И выходит, что это сейчас какие-то крупицы. Мне довелось, язык не поворачивается сказать, "учить" Анну Политковскую. Мы с Юрием Казаковым, который занимается журналистской этикой, вместе в Москве вели раз в месяц семинар для журналистов из центральных СМИ. Это был пограничный период между Советским Союзом и перестройкой. И Анна записалась в этот семинар. Я думала, что она не будет посещать, она так занята, она все время ездит в Чеченскую республику… Но она ходила, занималась. Я видела, что она уже превратилась в журналистку-активистку или журналистку, для которой ее миссия была на первом месте, а уже какое-то профессиональное направление – на втором. Те люди, которые снимают удивительные по пронзительности фильмы о всевозможных нарушениях в республиках Кавказа, военные конфликты, очень часто они не имеют журналистского образования, их материалы, конечно, не профессиональные.
Тебя это очень впечатляет, задевает, огорчает, но когда тебе крупным планом показывают лица убитых пулей в лоб – профессиональный журналист такой кадр бы не показал, это не принято. И правозащитников, которые действуют как журналисты, настоящими журналистами назвать нельзя. Но есть люди, которые стараются взвешивать, быть объективными, есть у них альтруизм, когда профессия – на первом месте. Но тех, кому доверяешь, становится все меньше и меньше, даже если они либерального свойства и мыслят так, как вы.
Иван Толстой: Сейчас во всем мире разрастается движение за запрет всего российского, даже просто русского. Настроения эти понятны и объяснимы, хотя во многих случаях категорически несправедливы, вместе с водой хотят выплеснуть и ребенка.
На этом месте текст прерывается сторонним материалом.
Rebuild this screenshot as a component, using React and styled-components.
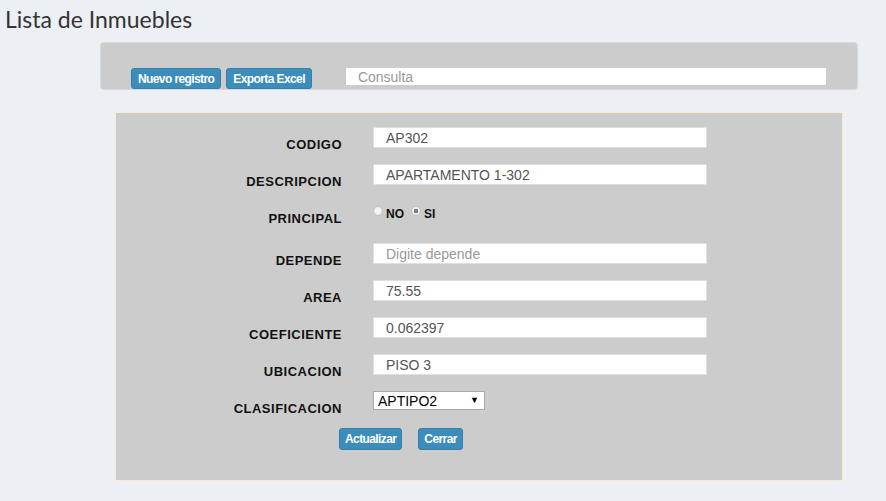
import styled, { createGlobalStyle } from 'styled-components';

const GlobalStyle = createGlobalStyle`
	html, body {
		margin: 0;
		background: #ecf0f5;
		font-family: "Liberation Sans", Arial, sans-serif;
	}
`;

const Page = styled.div`
	width: 886px;
	min-height: 501px;
	background: #ecf0f5;
`;

const Title = styled.h1`
	margin: 0;
	padding: 5px 0 0 5px;
	height: 42px;
	box-sizing: border-box;
	font-family: Lato, "Open Sans", sans-serif;
	font-weight: 400;
	font-size: 23px;
	line-height: 28px;
	color: #333;
`;

const Toolbar = styled.div`
	margin-left: 100px;
	width: 758px;
	height: 48px;
	box-sizing: border-box;
	padding: 25px 0 0 30px;
	background: #cccccc;
	border: 1px solid #d6d8dc;
	border-radius: 4px;
	display: flex;
	align-items: flex-start;
	gap: 5px;
`;

const Button = styled.button`
	height: ${({ $h }) => $h || 21}px;
	padding: 0 ${({ $pad }) => $pad ?? 6}px;
	background: #3c8dbc;
	border: 1px solid #367fa9;
	border-radius: 3px;
	color: #fff;
	font-family: "Liberation Sans", Arial, sans-serif;
	font-weight: bold;
	font-size: 12px;
	letter-spacing: -0.6px;
	cursor: pointer;
`;

const Search = styled.input`
	margin-left: 29px;
	width: 480px;
	height: 17px;
	box-sizing: border-box;
	padding: 0 12px;
	border: none;
	background: #fff;
	font-family: "Liberation Sans", Arial, sans-serif;
	font-size: 14px;
	line-height: 13px;
	color: #555;
	&::placeholder {
		color: #999;
	}
`;

const FormPanel = styled.div`
	margin: 22px 0 0 115px;
	width: 728px;
	height: 369px;
	box-sizing: border-box;
	padding-top: 14px;
	background: #cccccc;
	border: 1px solid #faebcc;
`;

const Row = styled.div`
	display: grid;
	grid-template-columns: 226px 334px;
	column-gap: 31px;
	height: ${({ $h }) => $h || 37}px;
`;

const Label = styled.div`
	padding-top: 10px;
	text-align: right;
	font-weight: bold;
	font-size: 13px;
	line-height: 15px;
	letter-spacing: 0.5px;
	color: #111;
`;

const Field = styled.input`
	width: 334px;
	height: 21px;
	box-sizing: border-box;
	padding: 0 12px;
	border: 1px solid #dcdfe6;
	background: #fff;
	font-family: "Liberation Sans", Arial, sans-serif;
	font-size: 14px;
	color: #555;
	outline: none;
	&::placeholder {
		color: #999;
	}
`;

const RadioGroup = styled.div`
	display: flex;
	align-items: flex-start;
	padding-top: 5px;
	height: 16px;
	font-weight: bold;
	font-size: 12px;
	line-height: 14px;
	color: #111;
`;

const Radio = styled.input`
	appearance: none;
	margin: 0 3px 0 0;
	width: 10px;
	height: 10px;
	border-radius: 50%;
	border: 1px solid #c4c4c4;
	background: radial-gradient(circle, #fbfbfb 0%, #e4e4e4 100%);
	&:checked {
		background: radial-gradient(circle, #7a7a7a 0 2px, #f2f2f2 2.6px, #e0e0e0 100%);
	}
`;

const RadioText = styled.span`
	margin-right: 7px;
	padding-top: 1px;
`;

const SelectWrap = styled.div`
	position: relative;
	width: 112px;
	height: 19px;
`;

const Select = styled.select`
	appearance: none;
	width: 112px;
	height: 19px;
	box-sizing: border-box;
	padding: 0 0 0 4px;
	border: 1px solid #a9a9a9;
	border-radius: 0;
	background: #fff;
	font-family: "Liberation Sans", Arial, sans-serif;
	font-size: 14px;
	color: #000;
`;

const Arrow = styled.span`
	position: absolute;
	right: 6px;
	top: 4px;
	font-size: 9px;
	color: #000;
	pointer-events: none;
`;

const Actions = styled.div`
	display: flex;
	gap: 16px;
	padding-left: 223px;
`;

const fields = [
	{ label: 'CODIGO', value: 'AP302' },
	{ label: 'DESCRIPCION', value: 'APARTAMENTO 1-302' },
	{ label: 'PRINCIPAL', radio: true },
	{ label: 'DEPENDE', placeholder: 'Digite depende' },
	{ label: 'AREA', value: '75.55' },
	{ label: 'COEFICIENTE', value: '0.062397' },
	{ label: 'UBICACION', value: 'PISO 3' },
];

const App = () => (
	<Page>
		<GlobalStyle />
		<Title>Lista de Inmuebles</Title>
		<Toolbar>
			<Button>Nuevo registro</Button>
			<Button>Exporta Excel</Button>
			<Search placeholder="Consulta" />
		</Toolbar>
		<FormPanel>
			{fields.map((f) => (
				<Row key={f.label} $h={f.radio ? 42 : 37}>
					<Label>{f.label}</Label>
					{f.radio ? (
						<RadioGroup>
							<Radio type="radio" name="principal" />
							<RadioText>NO</RadioText>
							<Radio type="radio" name="principal" defaultChecked />
							<RadioText>SI</RadioText>
						</RadioGroup>
					) : (
						<Field defaultValue={f.value} placeholder={f.placeholder} />
					)}
				</Row>
			))}
			<Row>
				<Label>CLASIFICACION</Label>
				<SelectWrap>
					<Select defaultValue="APTIPO2">
						<option>APTIPO1</option>
						<option>APTIPO2</option>
					</Select>
					<Arrow>▼</Arrow>
				</SelectWrap>
			</Row>
			<Actions>
				<Button $h={22} $pad={5}>Actualizar</Button>
				<Button $h={22} $pad={5}>Cerrar</Button>
			</Actions>
		</FormPanel>
	</Page>
);

export default App;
Вы недавно побывали и в нескольких европейских странах. Что изменилось в отношении к российским журналистам в мире?
Анна Шароградская: Я не знаю, что изменилось в отношении к российским журналистам, я бы сказала, что изменилось в отношении к российским новостям. Я шутила о себе, что я не умею писать, поэтому я учу, как писать. Когда я была в Финляндии, я сошла с поезда, и поскольку я предполагала, что заселяться в гостиницу я смогу только в 12 часов, а мне звонили еще в Петербург и спрашивали, дам ли я интервью журналисту, я сказала: да, пусть приходит в гостинцу. Мало того, когда я пришла в гостиницу, мне сказали, что я могу заселиться. Я поблагодарила и сказала, что когда придет журналист, пусть поднимается ко мне в номер, потому что в холле люди ходят, не совсем удобно. Мне сказали: "Подождите, мы поменяем вам номер. Вам там будет удобнее и приятнее разговаривать". Я это восприняла как отношение ко мне, потому что со мной будет разговаривать журналист, они знали, что я из России.
Это было на обратном пути. До этого я была в Берлине. В Берлине у меня были переговоры, связанные с работой, потому что деньги нам прислали на дальнейшую работу в этом году, но их вернули обратно из-за санкций. И там, в гостинице, девушка из Украины услышала, как мы с сыном говорим по-русски, стала рвать и метать, и это были такие взгляды, гипертрофированная ненависть. И когда я пошла на завтрак и меня спросили, из какой я страны, я почувствовала, что мне неловко говорить.
А вот в Хельсинки на обратном пути что я вижу по телевизору? Я вижу Fox News и три варианта самых махровых российских государственных СМИ, которые нон-стоп рассказывают, какие люди, которые против войны, нехорошие, те, кто защищают свою страну, Украину, в наших новостях называются словом "бандформирования", а российские, конечно, "войска". Я стала искать что-нибудь кроме Fox News, чтобы узнать, что происходит реально, и ничего не нашла, кроме "Аль Джазиры", которая чуть помягче все это представляла, а все остальное было хуже, чем в России сейчас.
Если меня знают люди, то они автоматически не переносят на меня враждебность, но меня убило, что люди, с которыми я дружна, работала на факультете, которые мне были симпатичны, потому что были любезными в быту, скажем, в маленьких магазинчиках, если заходит речь о войне, они против войны, но они считают, что нужно убивать этих "нациков", "наркоманов", враждебных людей в Украине.
А как относятся к журналистам, не могу вам сказать, потому что журналист журналисту рознь, очень многие отравлены. Конечно, есть люди, которые подписали письмо против войны. Я всегда уважительно относилась к Громовой, декану факультета журналистики СПбГУ, но она инициировала письмо в поддержку, и там столько слов в поддержку этой войны и против страны, с которой наши войска воюют! Если в первый день я ужаснулась, что там сто человек подписались, многих из которых я знаю лично, то на следующий день их было шестьсот, а сейчас уже больше восьмисот. Правда, обнаружилось, что один из этих людей умер несколько лет тому назад, значит, там тоже фальсификации. Но составляли это журналисты.
Но я понимала эту девушку, которая возмутилась, что мы говорим по-русски. Она выскочила как метеор, смотрела нам в спину с негодованием. У меня было желание с ней поговорить, но я понимала, что я просто не смогу.